Un "incubateur" de talents


Voici un hommage à ces cavaliers, dont la reconnaissance actuelle est souvent mondiale, pour qui Méjanes a été un « tremplin » ou tout simplement un écrin pour développer leur talent devant un public de connaisseurs et de passionnés.

Les débuts des Hasta Luego

Dans les années 70, Max Hasta Luego arrive dans le sud avec son épouse, ses enfants et leurs poneys. Paul Ricard leur propose de s’installer sur le domaine pour y développer leur spectacle qu’ils produiront en famille dans toutes les fêtes et événements de la région. Erik Hasta Luego, désormais installé à Nîmes avec son Academy Hasta Luego, se souvient avec émotion de cette période de création. Depuis, sa famille et lui sont très attachés au Domaine, où ils reviennent régulièrement pour profiter d’un spectacle ou s’y produire.

La famille Gruss

Il y a également le célèbre Lucien Gruss et sa présentation époustouflante dans les années 70. Il est aussi en 2018, l’invité d’honneur avec une superbe représentation et la sortie de son livre « Pour la beauté du cheval » aux éditions Diable Vauvert.

Le Cadre Noir de Saumur

En juillet 76, les cavaliers du Cadre Noir de Saumur se présentent devant le public de la Feria. Carlos Pinto entre ensuite en piste pour une démonstration en solo sur son cheval portugais Sino. Le public est abasourdi. On n’a jamais vu une telle finesse, une telle justesse, une telle brillance. Les spectateurs l’acclament, debout. Ce jour là, Carlos Pinto est découvert par le public français.

Clémence Faivre, « l’écuyère alchimiste », guest star de l’édition 2017 de la Feria

On se souvient de l’ovation du public des arènes de Méjanes lorsqu’elle présente son fabuleux cheval Fuego.
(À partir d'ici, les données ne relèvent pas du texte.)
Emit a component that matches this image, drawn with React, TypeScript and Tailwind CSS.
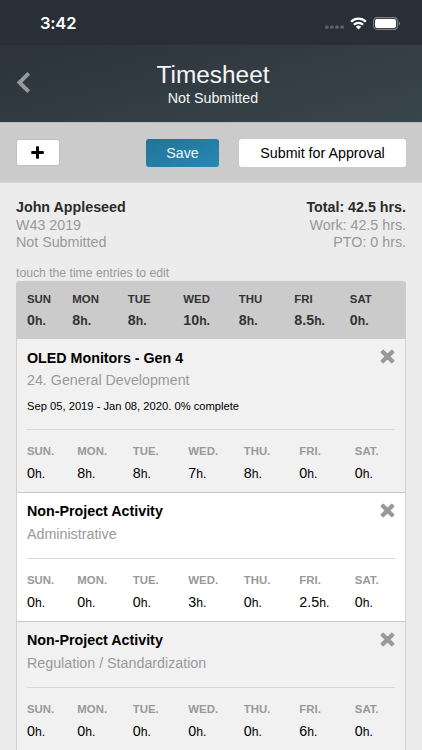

Clémence garde de son séjour un souvenir particulier, intense. Elle est, à travers ses tournées mondiales, l’une de nos plus ferventes ambassadrices.

Et puis en 2019, c’est Lorenzo,

l’enfant du pays qui nous ensorcèle avec son spectacle devant le Vaccarès. L’immense talent de ce génie équestre et de ses juments, sublimé dans le décor de cinéma qu’offre le Domaine de Méjanes. Des images à jamais gravées dans nos mémoires.